DEVELOPER BLOG

NVIDIA CUDA-X AI are deep learning libraries for researchers and software developers to build high performance GPU-accelerated applications for conversational AI, recommendation systems and computer vision.

Learn what’s new in the latest releases of CUDA-X AI libraries.

Refer to each package’s release notes in documentation for additional information.

NVIDIA Jarvis Open Beta 

NVIDIA Jarvis is an application framework for multimodal conversational AI services that delivers real-time performance on GPUs. This version of Jarvis includes:

  • ASR, NLU, and TTS models trained on thousands of hours of speech data.
  • Transfer Learning Toolkit with zero coding approach to re-train on custom data.
  • Fully accelerated deep learning pipelines optimized to run as scalable services.
  • End-to-end workflow and tools to deploy services using one line of code.

Transfer Learning Toolkit 3.0 Developer Preview

NVIDIA released new pre-trained models for computer vision and conversational AI that can be easily fine-tuned with Transfer Learning Toolkit (TLT) 3.0 with a zero-coding approach. 

Key highlights: 

  • New vision AI pre-trained models: license plate detection and recognition, heart rate monitoring, gesture recognition, gaze estimation, emotion recognition, face detection, and facial landmark estimation 
  • Newly added support for automatic speech recognition (ASR) and natural language processing (NLP) 
  • Choice of training with popular network architectures such as EfficientNet, YoloV4, and UNET
  • Support for NVIDIA Ampere GPUs with third-generation tensor cores for performance boost 

Triton Inference Server 2.7 

Triton Inference Server is an open source multi-framework, cross platform inference serving software designed to simplify model production deployment. Version 2.7 includes:

  • Model Analyzer – automatically finds best model configuration to maximize performance based on user-specified requirements 
  • Model Repo Agent API  – enables custom operations to be performed to models being loaded (such as decrypting, checksumming, applying TF-TRT optimization, etc)
  • Added support for ONNX Runtime backend in Triton Windows build
  • Added an example Java and Scala client based on GRPC-generated API

Read full release notes here

TensorRT 7.2 is Now Available

NVIDIA TensorRT is a platform for high-performance deep learning inference. This version of TensorRT includes:

  • New Polygraphy toolkit, assists in prototyping and debugging deep learning models in various frameworks
  • Support for Python 3.8

Merlin Open Beta

Merlin is an application framework and ecosystem that enables end-to-end development of recommender systems, accelerated on NVIDIA GPUs.

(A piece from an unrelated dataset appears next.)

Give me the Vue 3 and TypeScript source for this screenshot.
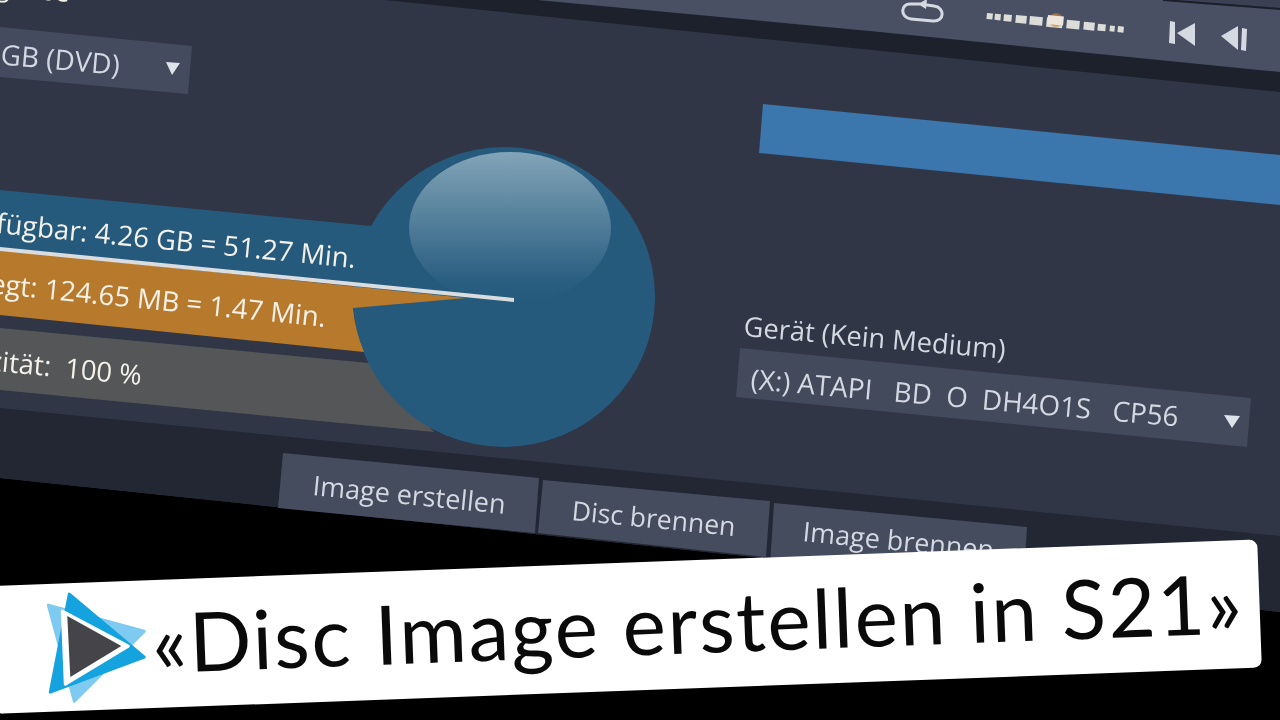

Merlin Open Beta highlights include:

  • NVTabular and HugeCTR inference support in Triton Inference Server
  • Cloud configurations and cloud support (AWS/GCP)
  • Dataset analysis and generation tools
  • New PythonAPI for HugeCTR similar to Keras with no JSON configuration anymore

DeepStream SDK 5.1

NVIDIA DeepStream SDK is a streaming analytics toolkit for AI-based multi-sensor processing. 

Key highlights for DeepStream SDK 5.1 (General Availability) 

  • New Python apps for using optical flow, segmentation networks, and analytics using ROI and line crossing
  • Support for audio analytics with a sample application highlighting audio classifier usage
  • Support for NVIDIA Ampere GPUs with third-generation tensor cores and various performance optimizations

nvJPEG2000 0.2 

nvJPEG2000 is a new library for GPU-accelerated JPEG2000 image decoding. This version of nvJPEG2000 includes:

NVIDIA NeMo 1.0.0b4

NVIDIA NeMo is a toolkit to build, train and fine-tune state-of-the-art speech and language models easily. Highlights of this version include:

  • Compatible with Jarvis 1.0.0b2 public beta and TLT 3.0 releases

Deep Learning Examples

Deep Learning Examples provide state-of-the-art reference examples that are easy to train and deploy, achieving the best reproducible accuracy and performance with NVIDIA CUDA-X AI software stack running on NVIDIA Volta, Turing, and Ampere GPUs.

New Model Scripts available from the NGC Catalog:

  • nnUNet/PyT: A Self-adapting Framework for U-Net for state-of-the-art Segmentation across distinct entities, image modalities, image geometries, and dataset sizes, with no manual adjustments between datasets. 
  • Wide and Deep/TF2: Wide & Deep refers to a class of networks that use the output of two parts working in parallel – wide model and deep model – to make a binary prediction of CTR. 
  • EfficientNet PyT & TF2: A model that scales the depth, width, and resolution to achieve better performance across different datasets. EfficientNet B4 achieves state-of-the-art 82.78% top-1 accuracy on ImageNet, while being 8.4x smaller and 6.1x faster on inference than the best existing ConvNet.
  • Electra: A novel pre-training method for language representations which outperforms existing techniques, given the same compute budget on a wide array of Natural Language Processing (NLP) tasks.